Concentrations of 13 trace elements (Ag, Br, Co, Cr, Cs, Fe, Hg, K, Na, Rb, Sc, Se, Zn) in isolated subcellular fractions (whole brain, nuclei, mitochondria, microsomes) of temporal lobe from autopsied Alzheimer's disease (AD) patients and normal controls were determined utilizing instrumental neutron activation analysis. Comparison of AD and controls revealed elevated Br (whole brain) and Hg (microsomes) and diminished Rb (whole brain, nuclear and microsomes), Se (microsomes) and Zn (nuclear) in AD. The elevated Br and Hg and diminished Rb are consistent with our previous studies in AD bulk brain specimens.
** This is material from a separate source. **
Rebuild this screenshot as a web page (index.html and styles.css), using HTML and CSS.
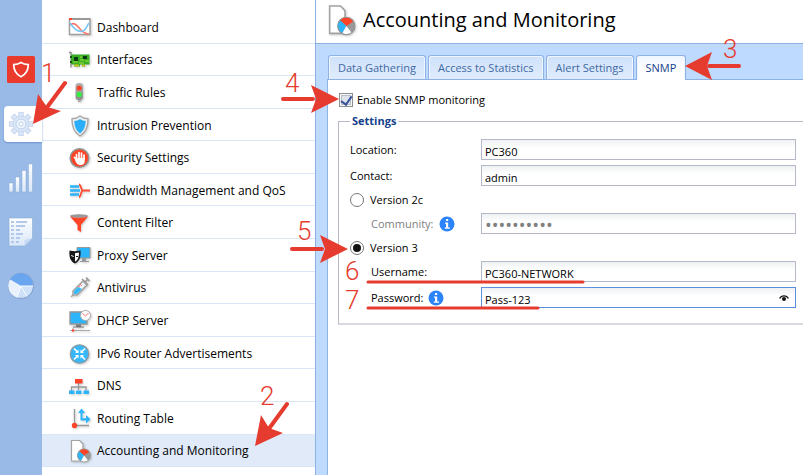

Comparison of element ratios revealed increased Hg/Se, Hg/Zn and Zn/Se mass ratios in AD. Se and Zn play a protective role against Hg toxicity and our data suggest that they are utilized to detoxify Hg in the AD brain. Overall our studies suggest that Hg could be an important toxic element in AD. Whether Hg deposition in AD is a primary or secondary event remains to be determined.

A search for longitudinal variations in trace element levels in nails of Alzheimer's disease patients.

Levels of Br, Hg, K, and Zn were determined by INAA in the nails of Alzheimer's disease (AD) patients at 6-mo intervals for up to 3 yr. These elements have been shown to be imbalanced in AD nail. Bromine showed no trends. Mercury tended to decrease in nail with increasing age of patient, and with the duration and severity of the dementia. Potassium and Zn tended to increase with these same factors. Hence, progressive changes in trace-element levels do occur in AD nail, although imbalances are detected even in the earliest sampled stages of the disease.

Trace element imbalances in amyotrophic lateral sclerosis.

Concentrations of 15 elements were determined by instrumental neutron activation analysis in brain, spinal cord, blood cells, serum and nails of Amyotrophic Lateral Sclerosis (ALS) patients and appropriately matched control subjects. Several significant imbalances were detected in trace element levels in ALS samples compared to control samples. Some of these changes are probably secondary to the loss of tissue mass, especially in spinal cord. However the widespread changes observed in Hg and Se levels in ALS tissues deserve special attention. The significance of these alterations in trace element levels in relation to the pathogenesis of ALS is discussed.